Instruction ▸ Quote the whole listing verbatim.

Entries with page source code

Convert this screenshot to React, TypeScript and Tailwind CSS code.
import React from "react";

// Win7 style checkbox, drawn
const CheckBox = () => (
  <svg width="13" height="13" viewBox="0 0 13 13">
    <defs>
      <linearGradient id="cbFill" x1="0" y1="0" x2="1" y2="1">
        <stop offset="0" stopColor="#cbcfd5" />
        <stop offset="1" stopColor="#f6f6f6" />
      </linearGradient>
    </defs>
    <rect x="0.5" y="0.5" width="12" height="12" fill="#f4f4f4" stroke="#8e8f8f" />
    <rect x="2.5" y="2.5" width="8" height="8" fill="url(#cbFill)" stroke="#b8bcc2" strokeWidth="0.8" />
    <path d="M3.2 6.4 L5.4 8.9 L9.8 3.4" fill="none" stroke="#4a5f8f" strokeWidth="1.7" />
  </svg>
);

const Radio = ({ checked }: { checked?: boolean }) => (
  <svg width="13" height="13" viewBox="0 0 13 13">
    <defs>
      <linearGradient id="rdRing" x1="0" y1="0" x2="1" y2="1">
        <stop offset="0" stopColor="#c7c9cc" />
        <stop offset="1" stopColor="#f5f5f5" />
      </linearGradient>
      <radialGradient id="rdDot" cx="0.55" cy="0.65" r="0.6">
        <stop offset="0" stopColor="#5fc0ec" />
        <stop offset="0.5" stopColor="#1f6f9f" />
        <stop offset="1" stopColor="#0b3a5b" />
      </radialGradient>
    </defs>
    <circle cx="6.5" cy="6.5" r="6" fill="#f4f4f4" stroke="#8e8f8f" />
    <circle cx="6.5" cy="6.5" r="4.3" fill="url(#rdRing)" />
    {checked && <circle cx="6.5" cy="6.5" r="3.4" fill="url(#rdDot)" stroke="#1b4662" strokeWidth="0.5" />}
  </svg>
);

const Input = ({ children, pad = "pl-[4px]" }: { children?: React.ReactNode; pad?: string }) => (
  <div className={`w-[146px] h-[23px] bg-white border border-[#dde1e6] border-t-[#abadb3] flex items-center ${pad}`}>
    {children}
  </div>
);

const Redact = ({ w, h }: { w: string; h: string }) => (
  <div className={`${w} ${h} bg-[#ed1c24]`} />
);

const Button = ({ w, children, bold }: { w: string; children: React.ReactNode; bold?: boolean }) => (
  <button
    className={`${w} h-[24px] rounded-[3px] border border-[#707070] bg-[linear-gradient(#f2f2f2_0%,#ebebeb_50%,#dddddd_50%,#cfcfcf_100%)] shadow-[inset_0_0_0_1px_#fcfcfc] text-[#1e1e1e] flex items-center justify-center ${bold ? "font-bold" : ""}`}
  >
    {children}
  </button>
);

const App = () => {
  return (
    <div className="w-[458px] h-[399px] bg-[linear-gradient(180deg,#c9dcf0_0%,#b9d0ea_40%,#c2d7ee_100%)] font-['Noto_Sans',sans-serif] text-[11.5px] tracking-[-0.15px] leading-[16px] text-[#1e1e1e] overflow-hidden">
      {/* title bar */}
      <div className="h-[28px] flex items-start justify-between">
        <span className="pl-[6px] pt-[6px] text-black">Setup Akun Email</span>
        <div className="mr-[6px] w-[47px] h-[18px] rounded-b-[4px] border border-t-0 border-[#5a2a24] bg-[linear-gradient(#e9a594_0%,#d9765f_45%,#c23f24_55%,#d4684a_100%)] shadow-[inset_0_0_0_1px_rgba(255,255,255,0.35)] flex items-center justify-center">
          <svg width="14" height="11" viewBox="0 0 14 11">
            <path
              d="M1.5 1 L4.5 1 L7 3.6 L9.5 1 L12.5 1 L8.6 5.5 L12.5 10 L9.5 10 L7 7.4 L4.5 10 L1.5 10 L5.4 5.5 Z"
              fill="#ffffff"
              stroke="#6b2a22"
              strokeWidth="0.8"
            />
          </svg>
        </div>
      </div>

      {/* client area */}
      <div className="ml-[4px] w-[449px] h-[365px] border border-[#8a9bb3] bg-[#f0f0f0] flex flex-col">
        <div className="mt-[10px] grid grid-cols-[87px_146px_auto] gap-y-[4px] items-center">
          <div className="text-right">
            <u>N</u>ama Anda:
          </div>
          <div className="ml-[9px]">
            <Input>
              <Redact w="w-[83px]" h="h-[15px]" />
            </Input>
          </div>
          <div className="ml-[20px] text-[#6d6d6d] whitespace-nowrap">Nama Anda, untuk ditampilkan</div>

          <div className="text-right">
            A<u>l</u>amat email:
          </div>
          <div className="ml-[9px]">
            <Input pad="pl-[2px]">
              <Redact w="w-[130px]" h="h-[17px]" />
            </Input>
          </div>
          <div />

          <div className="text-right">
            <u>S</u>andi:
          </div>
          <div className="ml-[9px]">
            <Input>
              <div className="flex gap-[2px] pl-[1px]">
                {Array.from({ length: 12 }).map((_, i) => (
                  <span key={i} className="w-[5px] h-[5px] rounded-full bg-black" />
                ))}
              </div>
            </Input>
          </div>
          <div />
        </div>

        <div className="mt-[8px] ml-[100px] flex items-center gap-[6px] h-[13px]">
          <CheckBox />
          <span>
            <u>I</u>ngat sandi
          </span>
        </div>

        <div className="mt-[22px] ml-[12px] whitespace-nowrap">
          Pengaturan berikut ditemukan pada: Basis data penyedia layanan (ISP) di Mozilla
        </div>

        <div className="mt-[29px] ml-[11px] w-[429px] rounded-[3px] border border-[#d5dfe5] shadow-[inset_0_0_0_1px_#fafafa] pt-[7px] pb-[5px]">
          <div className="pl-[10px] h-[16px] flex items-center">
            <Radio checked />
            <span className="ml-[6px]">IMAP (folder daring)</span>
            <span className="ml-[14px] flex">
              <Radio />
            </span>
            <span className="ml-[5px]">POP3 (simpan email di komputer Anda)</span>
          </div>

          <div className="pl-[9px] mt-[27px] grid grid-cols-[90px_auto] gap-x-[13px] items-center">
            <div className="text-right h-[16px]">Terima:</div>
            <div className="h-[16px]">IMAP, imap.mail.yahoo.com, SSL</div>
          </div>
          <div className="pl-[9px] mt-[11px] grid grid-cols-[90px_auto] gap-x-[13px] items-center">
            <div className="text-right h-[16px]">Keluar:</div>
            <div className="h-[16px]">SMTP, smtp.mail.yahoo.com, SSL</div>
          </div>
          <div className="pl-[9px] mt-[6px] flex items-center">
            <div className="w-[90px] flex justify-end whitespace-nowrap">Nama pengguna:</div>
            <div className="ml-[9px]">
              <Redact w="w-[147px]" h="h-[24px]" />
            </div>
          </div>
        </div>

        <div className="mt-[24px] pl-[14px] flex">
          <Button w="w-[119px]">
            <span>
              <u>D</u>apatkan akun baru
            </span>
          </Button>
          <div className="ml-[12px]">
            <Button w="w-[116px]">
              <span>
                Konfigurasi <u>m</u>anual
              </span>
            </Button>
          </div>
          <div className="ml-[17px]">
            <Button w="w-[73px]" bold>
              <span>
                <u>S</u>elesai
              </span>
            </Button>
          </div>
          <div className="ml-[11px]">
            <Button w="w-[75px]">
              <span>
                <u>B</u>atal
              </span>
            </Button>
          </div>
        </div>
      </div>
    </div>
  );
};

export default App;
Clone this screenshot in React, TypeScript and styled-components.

Result of this exercise ▸
Convert this screenshot to React, TypeScript and Tailwind CSS code.
import React from "react";

// Win7 style checkbox, drawn
const CheckBox = () => (
  <svg width="13" height="13" viewBox="0 0 13 13">
    <defs>
      <linearGradient id="cbFill" x1="0" y1="0" x2="1" y2="1">
        <stop offset="0" stopColor="#cbcfd5" />
        <stop offset="1" stopColor="#f6f6f6" />
      </linearGradient>
    </defs>
    <rect x="0.5" y="0.5" width="12" height="12" fill="#f4f4f4" stroke="#8e8f8f" />
    <rect x="2.5" y="2.5" width="8" height="8" fill="url(#cbFill)" stroke="#b8bcc2" strokeWidth="0.8" />
    <path d="M3.2 6.4 L5.4 8.9 L9.8 3.4" fill="none" stroke="#4a5f8f" strokeWidth="1.7" />
  </svg>
);

const Radio = ({ checked }: { checked?: boolean }) => (
  <svg width="13" height="13" viewBox="0 0 13 13">
    <defs>
      <linearGradient id="rdRing" x1="0" y1="0" x2="1" y2="1">
        <stop offset="0" stopColor="#c7c9cc" />
        <stop offset="1" stopColor="#f5f5f5" />
      </linearGradient>
      <radialGradient id="rdDot" cx="0.55" cy="0.65" r="0.6">
        <stop offset="0" stopColor="#5fc0ec" />
        <stop offset="0.5" stopColor="#1f6f9f" />
        <stop offset="1" stopColor="#0b3a5b" />
      </radialGradient>
    </defs>
    <circle cx="6.5" cy="6.5" r="6" fill="#f4f4f4" stroke="#8e8f8f" />
    <circle cx="6.5" cy="6.5" r="4.3" fill="url(#rdRing)" />
    {checked && <circle cx="6.5" cy="6.5" r="3.4" fill="url(#rdDot)" stroke="#1b4662" strokeWidth="0.5" />}
  </svg>
);

const Input = ({ children, pad = "pl-[4px]" }: { children?: React.ReactNode; pad?: string }) => (
  <div className={`w-[146px] h-[23px] bg-white border border-[#dde1e6] border-t-[#abadb3] flex items-center ${pad}`}>
    {children}
  </div>
);

const Redact = ({ w, h }: { w: string; h: string }) => (
  <div className={`${w} ${h} bg-[#ed1c24]`} />
);

const Button = ({ w, children, bold }: { w: string; children: React.ReactNode; bold?: boolean }) => (
  <button
    className={`${w} h-[24px] rounded-[3px] border border-[#707070] bg-[linear-gradient(#f2f2f2_0%,#ebebeb_50%,#dddddd_50%,#cfcfcf_100%)] shadow-[inset_0_0_0_1px_#fcfcfc] text-[#1e1e1e] flex items-center justify-center ${bold ? "font-bold" : ""}`}
  >
    {children}
  </button>
);

const App = () => {
  return (
    <div className="w-[458px] h-[399px] bg-[linear-gradient(180deg,#c9dcf0_0%,#b9d0ea_40%,#c2d7ee_100%)] font-['Noto_Sans',sans-serif] text-[11.5px] tracking-[-0.15px] leading-[16px] text-[#1e1e1e] overflow-hidden">
      {/* title bar */}
      <div className="h-[28px] flex items-start justify-between">
        <span className="pl-[6px] pt-[6px] text-black">Setup Akun Email</span>
        <div className="mr-[6px] w-[47px] h-[18px] rounded-b-[4px] border border-t-0 border-[#5a2a24] bg-[linear-gradient(#e9a594_0%,#d9765f_45%,#c23f24_55%,#d4684a_100%)] shadow-[inset_0_0_0_1px_rgba(255,255,255,0.35)] flex items-center justify-center">
          <svg width="14" height="11" viewBox="0 0 14 11">
            <path
              d="M1.5 1 L4.5 1 L7 3.6 L9.5 1 L12.5 1 L8.6 5.5 L12.5 10 L9.5 10 L7 7.4 L4.5 10 L1.5 10 L5.4 5.5 Z"
              fill="#ffffff"
              stroke="#6b2a22"
              strokeWidth="0.8"
            />
          </svg>
        </div>
      </div>

      {/* client area */}
      <div className="ml-[4px] w-[449px] h-[365px] border border-[#8a9bb3] bg-[#f0f0f0] flex flex-col">
        <div className="mt-[10px] grid grid-cols-[87px_146px_auto] gap-y-[4px] items-center">
          <div className="text-right">
            <u>N</u>ama Anda:
          </div>
          <div className="ml-[9px]">
            <Input>
              <Redact w="w-[83px]" h="h-[15px]" />
            </Input>
          </div>
          <div className="ml-[20px] text-[#6d6d6d] whitespace-nowrap">Nama Anda, untuk ditampilkan</div>

          <div className="text-right">
            A<u>l</u>amat email:
          </div>
          <div className="ml-[9px]">
            <Input pad="pl-[2px]">
              <Redact w="w-[130px]" h="h-[17px]" />
            </Input>
          </div>
          <div />

          <div className="text-right">
            <u>S</u>andi:
          </div>
          <div className="ml-[9px]">
            <Input>
              <div className="flex gap-[2px] pl-[1px]">
                {Array.from({ length: 12 }).map((_, i) => (
                  <span key={i} className="w-[5px] h-[5px] rounded-full bg-black" />
                ))}
              </div>
            </Input>
          </div>
          <div />
        </div>

        <div className="mt-[8px] ml-[100px] flex items-center gap-[6px] h-[13px]">
          <CheckBox />
          <span>
            <u>I</u>ngat sandi
          </span>
        </div>

        <div className="mt-[22px] ml-[12px] whitespace-nowrap">
          Pengaturan berikut ditemukan pada: Basis data penyedia layanan (ISP) di Mozilla
        </div>

        <div className="mt-[29px] ml-[11px] w-[429px] rounded-[3px] border border-[#d5dfe5] shadow-[inset_0_0_0_1px_#fafafa] pt-[7px] pb-[5px]">
          <div className="pl-[10px] h-[16px] flex items-center">
            <Radio checked />
            <span className="ml-[6px]">IMAP (folder daring)</span>
            <span className="ml-[14px] flex">
              <Radio />
            </span>
            <span className="ml-[5px]">POP3 (simpan email di komputer Anda)</span>
          </div>

          <div className="pl-[9px] mt-[27px] grid grid-cols-[90px_auto] gap-x-[13px] items-center">
            <div className="text-right h-[16px]">Terima:</div>
            <div className="h-[16px]">IMAP, imap.mail.yahoo.com, SSL</div>
          </div>
          <div className="pl-[9px] mt-[11px] grid grid-cols-[90px_auto] gap-x-[13px] items-center">
            <div className="text-right h-[16px]">Keluar:</div>
            <div className="h-[16px]">SMTP, smtp.mail.yahoo.com, SSL</div>
          </div>
          <div className="pl-[9px] mt-[6px] flex items-center">
            <div className="w-[90px] flex justify-end whitespace-nowrap">Nama pengguna:</div>
            <div className="ml-[9px]">
              <Redact w="w-[147px]" h="h-[24px]" />
            </div>
          </div>
        </div>

        <div className="mt-[24px] pl-[14px] flex">
          <Button w="w-[119px]">
            <span>
              <u>D</u>apatkan akun baru
            </span>
          </Button>
          <div className="ml-[12px]">
            <Button w="w-[116px]">
              <span>
                Konfigurasi <u>m</u>anual
              </span>
            </Button>
          </div>
          <div className="ml-[17px]">
            <Button w="w-[73px]" bold>
              <span>
                <u>S</u>elesai
              </span>
            </Button>
          </div>
          <div className="ml-[11px]">
            <Button w="w-[75px]">
              <span>
                <u>B</u>atal
              </span>
            </Button>
          </div>
        </div>
      </div>
    </div>
  );
};

export default App;
Clone this screenshot in React, TypeScript and styled-components.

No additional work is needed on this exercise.